Indeed, in my view, Australia’s support for the NMD is encouraging a series of events that suggest Australia itself should acquire nuclear weapons over the next few decades. Australia may need its own offensive capacity for ‘defensive’ blackmail. This would be a sort of mini-MAD (Mutually Assured Destruction).


This still leaves the problem of how to handle the threats that are there. I accept and agree with Rubenstein and NMD proponents that the risks from ‘rogue’ nations are real, or will become real.

As discussed above, alternatives to the NMD include boost-phase interceptors stationed close to potential missile launch sites in ‘rogue’ nations. For example, missiles launched from North Korea would be shot down by interceptors fired from ships stationed close to that ‘rogue’ state rather than waiting for them to get closer to the US (or Japan etc).

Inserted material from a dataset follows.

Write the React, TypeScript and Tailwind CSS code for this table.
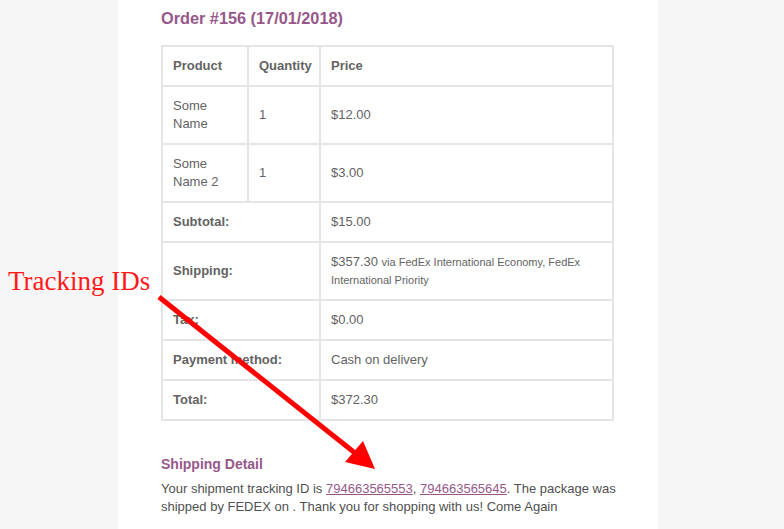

While perhaps better than an NMD system in its arms race implications I have to admit that I find the idea of such quick fire all knowing defense systems a little unconvincing.

However, my view is that the NMD itself brings so many potential new problems that some drastic alternative international measures to counter the threats might be needed.

I think that the US should be putting the proposition to Russia, China etc that it will forsake its NMD if they agree to cooperate in enforcing (with non-nuclear guns and bombs if necessary) weapons control in “undesirable” countries such as North Korea, Iraq etc. While there are some unpleasant aspects to such a suggestion and many unanswered questions (like who is “undesirable”), they are better than the NMD alternative with its inevitable consequences.

A basic starting point may be that any country is automatically “undesirable” if it refuses to show its nuclear hand or is suspected of hiding one. This would apply to Israel as much as North Korea.

This approach would also attempt to tackle the issue of weapons delivered by more basic means such as ships, planes etc by eliminating the weapons themselves.